A grab-bag of other projects occupied my time in 2022:

  • The book Shift Happens is moving towards crowdfunding and printing in early 2023! This two-volume work on the history of keyboards, from typewriters to mobile phones and beyond, was written by my friend and colleague Marcin Wichary. He started research in 2016; I signed on as an editor in 2018. It’s been an amazing journey. We planned to print in 2022, but supply chains, inflation, freight prices, and war all contributed to the delay. You can sign up to get a notification email when the Kickstarter project goes live in early February at his Shift Happens website! The site also features a 3D browsable preview. (I say “book,” but it’s two volumes comprising 1,216 pages plus a third volume that will be over 100 pages full of extras; we’re putting the whole thing in a custom printed slipcase.)
  • Somehow, the folks at This Week in Tech (TWiT) decided that I should appear on their shows, and I was booked on eight episodes in 2022, on both the flagship TWiT and This Week in Google (TWiG). You can find archives at their website. Episodes are recorded live with video, then released in video and podcast form.

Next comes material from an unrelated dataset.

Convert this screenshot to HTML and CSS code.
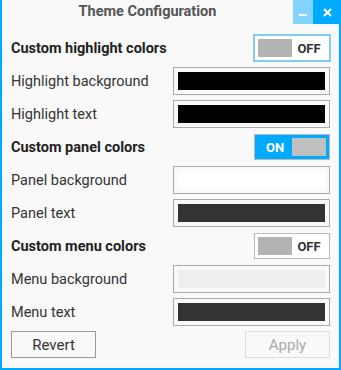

 A street in Prague, Czechia, on my travels in late 2022
A street in Prague, Czechia, on my travels in late 2022
  • On the video vein, I’ve been trying to produce more videos, live and edited, to supplement my printing history and technology writing work. You can watch a short video explaining the vagaries and types of USB and Thunderbolt cables, and a live Q&A in which I open a huge box of Peanuts flongs (printing molds) from Sweden. I also did a live commentary track for Park Row, a movie about newspapers and printing from the 1950s! I have a few members-only videos for podcast-related projects that I also made, but I hope to be putting out more publicly available ones in 2023.
  • Part of what enabled both of the above is that I finally got my office looking good in person and on video. I painted it, and hung a huge amount of photographs, art, design works, and artifacts that I’d wanted to put up for years. It’s been a great morale boost to come into a cheery, crisper-looking space every day, and glance around at work by friends, people I admire, historical items, and some of my own stuff.
  • Near the end of 2022, I took my first two trips more than about 50 miles away since the pandemic started. In October, I went to the Billy Ireland museum, as I noted above; in November/December, I spent two weeks in Berlin, Prague, Vienna, Ljubljana, and Venice with my older child, who was then at the end of several weeks of solo European travel. We had a great time and, yes, I found a lot of flong and printing stuff, most without looking hard at all. (Sadly, I did contract COVID at the end of the trip, but a very mild case, isolated at home, and none of the rest of the family—including my kid that I traveled with—tested positive! I went nearly three years avoiding it, but was fully vaccinated with all three available boosters in sequence.)
  • My reporting and writing contributions declined quite a bit in 2022, as publications reduced rates and interest in freelance contributions. I continue to write the Mac 911 column at Macworld, where I also contribute feature and reviews, as well as at my stalwart publication, TidBITS, for which I’ve written for nearly 30 years!
  • Finally, despite my horrible addiction to Twitter, I said goodbye for now in November 2022, and you can now find me tooting (?) on Mastodon @glennf@twit.social.

 Me at left with Marko Drpić, a letterpress printer and stone lettercarver in Ljubljana, Slovenia, in his shop, in early December 2022.
Me at left with Marko Drpić, a letterpress printer and stone lettercarver in Ljubljana, Slovenia, in his shop, in early December 2022.